The next wave of the crisis began on August 9, 2007, BNP Paribas which is a large, complex financial institutions (LCFI), could not assess the mark-to-market values of their securitized investments backed by subprime mortgages. This led to a suspension of redemption’s by Paribas, which, in turn, caused the asset-backed commercial paper market for OBSEs to “freeze”: Purchasers of ABCP suddenly realized that assets backing the conduits were of such dubious quality that they might have little to no resale value, especially if they were all hit at once with delinquencies and defaults and given there was little to distinguish between BNP Paribas conduits and those of other financial institutions, the lack of transparency on what financial institutions were holding and how much of the conduit loss would get passed back to the sponsoring institutions caused the entire market to shut down. All short-term markets, such as commercial paper, began to freeze, only to open again once the central banks injected liquidity into the system.

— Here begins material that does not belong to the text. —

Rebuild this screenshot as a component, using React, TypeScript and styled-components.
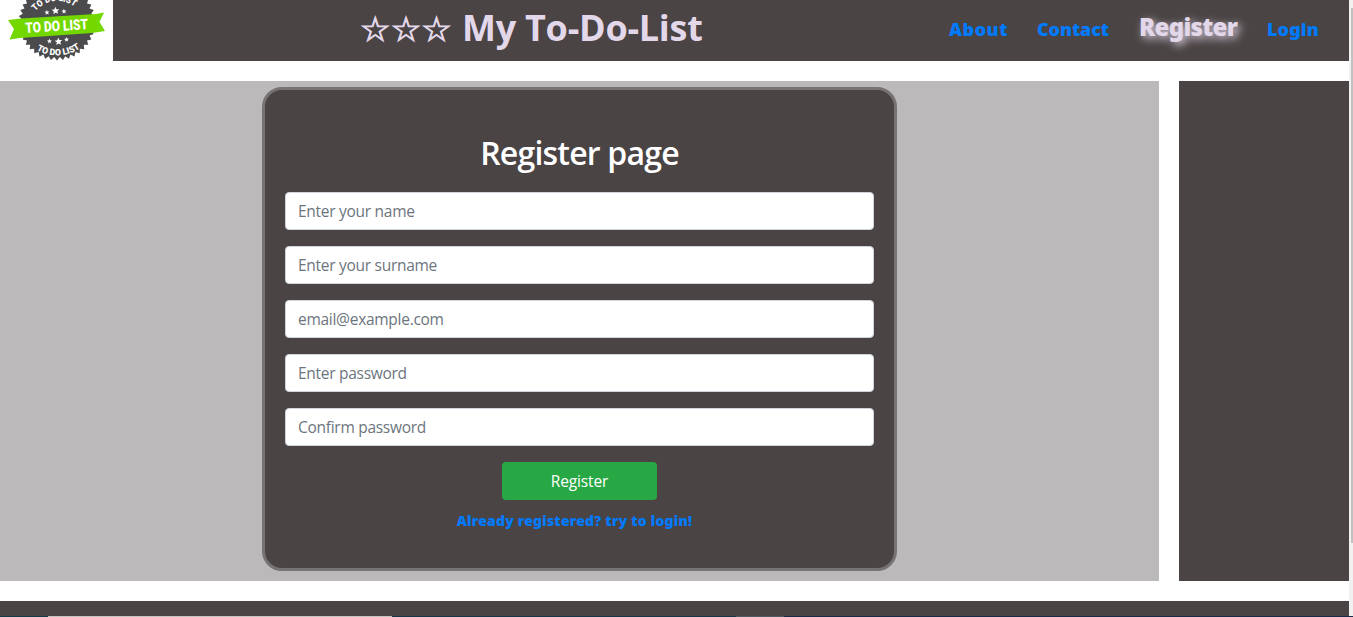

The Role of Asset Securitization in Financial Crisis
The Large and complex financial institutions or LCFIs (the universal banks, investment banks, insurance companies, and even hedge funds) that dominate the financial industry, did not follow their mode of operation in terms of securitization and chose not to transfer the credit risk to other investors. They became the major purchasers of these securities, instead of acting as intermediaries between borrowers and investors by transferring the risk from mortgage lenders to the capital market, the banks became primary investors, and this was one of their undoings.
Securitization allowed for lenders to make loans available to riskier borrowers, simply by generally expanding the supply of credit. When originators could securitize their loans, they had a new source of finance for loan origination. The result could have been a reduction in the cost of credit that led to a credit expansion. With lower borrowing costs, households will on average borrow more. Moreover, the lower cost of credit may have made lending to riskier borrowers profitable, resulting in more subprime lending
Mortgages were granted to people with little ability to pay them back, and was also designed to systemically default or refinance in just a few years, depending on the path of house prices. There was the securitization of these mortgages, which allowed credit markets to grow rapidly, but at the cost of some lenders having little, contributing to the deterioration in loan quality. Some securitized mortgages were rubber-stamped as “AAA” by credit rating agencies due to modelling failures and, possibly, conflicts of interest, as the rating agencies may have been more interested in generating fees than doing careful risk assessment.
The fact that there was conflict of interest as regards the rating of the assets by the rating agencies allowed room for default, by allowing investors to buy inapproiately rated asset.
Asset securitization were divided into mortgage pools into “tranches” according to the predicted riskiness of the loans. Holders of shares in the riskier tranches received higher premium payments, but in exchange, they were subject to losses before the holders of shares in the less-risky tranches. Thus, the holders of the least-risky tranches, as determined by the rating agencies got a lower risk payment, but they would feel any effect of non performance in the structured security only after its “subordinated tranches” had stopped performing through delinquency or default.
Asset securitization allowed for assets to be placed in off-balance-sheet entities, therefore banks did not have to hold significant capital reserves against them. The regulations also allowed banks to reduce the amount of capital they held against assets that remained on their balance sheet, if those assets took the form of AAA-rated tranches of securitized mortgages. Thus, by repackaging mortgages into mortgage-backed securities, whether held on or off their balance sheets, banks reduced the amount of capital required against their loans, increasing their ability to make loans many fold.
All this loop holes allowed for the failure of the likes of Fannie Mae, Freddie Mac, and Lehman Brothers, which invested in the securities created out of these mortgages, which had its toll on the capital markets and thus caused the worldwide recession. Standing behind the collapse of the investment banks and the GSEs was the systemic failure of the securitization market, which had been triggered by the popping of the overall housing bubble, which in turn had been fuelled by the ability of these firms, as well as commercial banks, to finance so many mortgages in the first place. The severity of the resulting recession and its worldwide scope has been magnified by the huge decline in lending by commercial banks, including not just BNP Paribas, Citibank, Royal Bank of Scotland, and UBS, Bank of America, J. P. Morgan Chase, and others, such as Wachovia, IndyMac, CITI Group, that no longer exist. All these banks had been huge buyers of subprime mortgages.